Collected data

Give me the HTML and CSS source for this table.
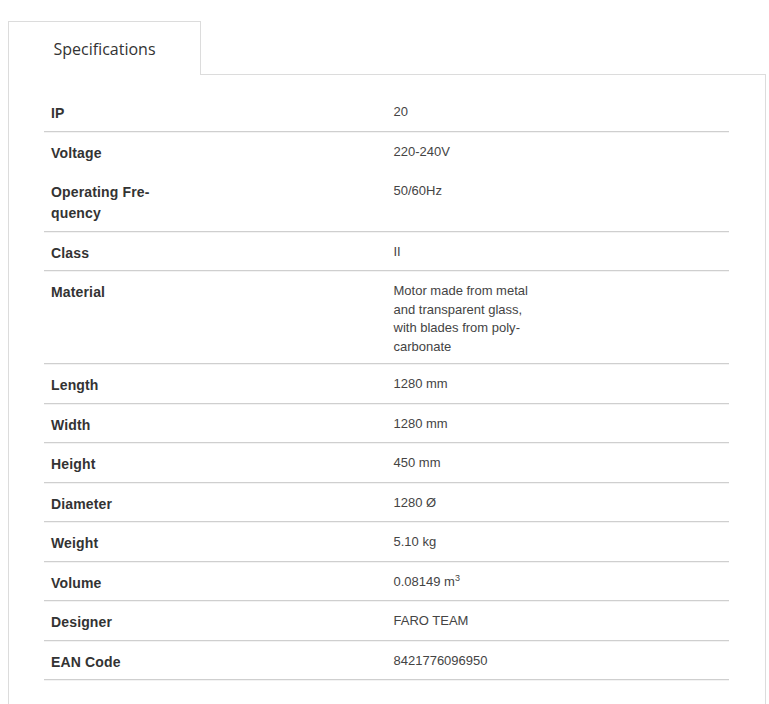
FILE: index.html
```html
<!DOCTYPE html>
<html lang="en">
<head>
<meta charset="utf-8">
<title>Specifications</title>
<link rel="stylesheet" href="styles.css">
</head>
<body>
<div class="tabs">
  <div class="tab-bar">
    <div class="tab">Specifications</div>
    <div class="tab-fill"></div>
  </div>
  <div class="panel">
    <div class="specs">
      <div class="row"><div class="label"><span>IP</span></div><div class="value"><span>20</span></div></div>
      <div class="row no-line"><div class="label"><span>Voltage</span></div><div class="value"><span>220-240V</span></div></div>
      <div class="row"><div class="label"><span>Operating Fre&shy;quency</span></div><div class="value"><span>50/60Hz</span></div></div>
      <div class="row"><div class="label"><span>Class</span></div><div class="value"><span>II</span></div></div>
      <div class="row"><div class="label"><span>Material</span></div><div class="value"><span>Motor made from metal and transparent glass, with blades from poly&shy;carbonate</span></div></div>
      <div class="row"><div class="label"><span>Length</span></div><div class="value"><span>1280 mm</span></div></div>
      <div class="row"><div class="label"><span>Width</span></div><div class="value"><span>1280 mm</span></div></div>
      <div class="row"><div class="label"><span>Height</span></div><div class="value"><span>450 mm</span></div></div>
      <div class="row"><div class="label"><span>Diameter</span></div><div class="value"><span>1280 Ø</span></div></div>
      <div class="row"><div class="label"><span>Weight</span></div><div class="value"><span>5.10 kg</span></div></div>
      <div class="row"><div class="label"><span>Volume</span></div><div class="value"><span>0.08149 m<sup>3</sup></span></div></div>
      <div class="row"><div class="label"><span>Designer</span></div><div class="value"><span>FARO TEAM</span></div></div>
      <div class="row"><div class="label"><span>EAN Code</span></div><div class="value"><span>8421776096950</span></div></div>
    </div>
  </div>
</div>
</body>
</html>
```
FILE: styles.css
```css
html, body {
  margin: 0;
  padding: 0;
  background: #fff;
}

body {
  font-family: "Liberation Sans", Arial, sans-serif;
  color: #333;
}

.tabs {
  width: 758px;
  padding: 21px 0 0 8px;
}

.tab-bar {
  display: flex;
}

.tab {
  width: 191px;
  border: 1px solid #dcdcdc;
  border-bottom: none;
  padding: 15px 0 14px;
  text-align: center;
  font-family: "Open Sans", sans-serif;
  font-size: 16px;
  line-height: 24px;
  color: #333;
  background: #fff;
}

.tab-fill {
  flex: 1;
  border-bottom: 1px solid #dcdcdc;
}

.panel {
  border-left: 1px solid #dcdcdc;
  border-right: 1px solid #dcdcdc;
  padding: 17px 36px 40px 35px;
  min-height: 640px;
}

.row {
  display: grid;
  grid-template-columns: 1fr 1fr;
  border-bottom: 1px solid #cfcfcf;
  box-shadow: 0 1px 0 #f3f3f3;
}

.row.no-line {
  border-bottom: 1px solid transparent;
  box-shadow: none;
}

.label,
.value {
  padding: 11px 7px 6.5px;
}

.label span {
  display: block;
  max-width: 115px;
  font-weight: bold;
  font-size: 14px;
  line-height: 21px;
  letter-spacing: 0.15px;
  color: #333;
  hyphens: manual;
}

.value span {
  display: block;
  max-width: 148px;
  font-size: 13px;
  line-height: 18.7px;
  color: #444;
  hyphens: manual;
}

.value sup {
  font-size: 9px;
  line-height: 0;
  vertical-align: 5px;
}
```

The exercise
The listing above must be printed again exactly, minus its pictures.

Task solution
Give me the HTML and CSS source for this table.
FILE: index.html
```html
<!DOCTYPE html>
<html lang="en">
<head>
<meta charset="utf-8">
<title>Specifications</title>
<link rel="stylesheet" href="styles.css">
</head>
<body>
<div class="tabs">
  <div class="tab-bar">
    <div class="tab">Specifications</div>
    <div class="tab-fill"></div>
  </div>
  <div class="panel">
    <div class="specs">
      <div class="row"><div class="label"><span>IP</span></div><div class="value"><span>20</span></div></div>
      <div class="row no-line"><div class="label"><span>Voltage</span></div><div class="value"><span>220-240V</span></div></div>
      <div class="row"><div class="label"><span>Operating Fre&shy;quency</span></div><div class="value"><span>50/60Hz</span></div></div>
      <div class="row"><div class="label"><span>Class</span></div><div class="value"><span>II</span></div></div>
      <div class="row"><div class="label"><span>Material</span></div><div class="value"><span>Motor made from metal and transparent glass, with blades from poly&shy;carbonate</span></div></div>
      <div class="row"><div class="label"><span>Length</span></div><div class="value"><span>1280 mm</span></div></div>
      <div class="row"><div class="label"><span>Width</span></div><div class="value"><span>1280 mm</span></div></div>
      <div class="row"><div class="label"><span>Height</span></div><div class="value"><span>450 mm</span></div></div>
      <div class="row"><div class="label"><span>Diameter</span></div><div class="value"><span>1280 Ø</span></div></div>
      <div class="row"><div class="label"><span>Weight</span></div><div class="value"><span>5.10 kg</span></div></div>
      <div class="row"><div class="label"><span>Volume</span></div><div class="value"><span>0.08149 m<sup>3</sup></span></div></div>
      <div class="row"><div class="label"><span>Designer</span></div><div class="value"><span>FARO TEAM</span></div></div>
      <div class="row"><div class="label"><span>EAN Code</span></div><div class="value"><span>8421776096950</span></div></div>
    </div>
  </div>
</div>
</body>
</html>
```
FILE: styles.css
```css
html, body {
  margin: 0;
  padding: 0;
  background: #fff;
}

body {
  font-family: "Liberation Sans", Arial, sans-serif;
  color: #333;
}

.tabs {
  width: 758px;
  padding: 21px 0 0 8px;
}

.tab-bar {
  display: flex;
}

.tab {
  width: 191px;
  border: 1px solid #dcdcdc;
  border-bottom: none;
  padding: 15px 0 14px;
  text-align: center;
  font-family: "Open Sans", sans-serif;
  font-size: 16px;
  line-height: 24px;
  color: #333;
  background: #fff;
}

.tab-fill {
  flex: 1;
  border-bottom: 1px solid #dcdcdc;
}

.panel {
  border-left: 1px solid #dcdcdc;
  border-right: 1px solid #dcdcdc;
  padding: 17px 36px 40px 35px;
  min-height: 640px;
}

.row {
  display: grid;
  grid-template-columns: 1fr 1fr;
  border-bottom: 1px solid #cfcfcf;
  box-shadow: 0 1px 0 #f3f3f3;
}

.row.no-line {
  border-bottom: 1px solid transparent;
  box-shadow: none;
}

.label,
.value {
  padding: 11px 7px 6.5px;
}

.label span {
  display: block;
  max-width: 115px;
  font-weight: bold;
  font-size: 14px;
  line-height: 21px;
  letter-spacing: 0.15px;
  color: #333;
  hyphens: manual;
}

.value span {
  display: block;
  max-width: 148px;
  font-size: 13px;
  line-height: 18.7px;
  color: #444;
  hyphens: manual;
}

.value sup {
  font-size: 9px;
  line-height: 0;
  vertical-align: 5px;
}
```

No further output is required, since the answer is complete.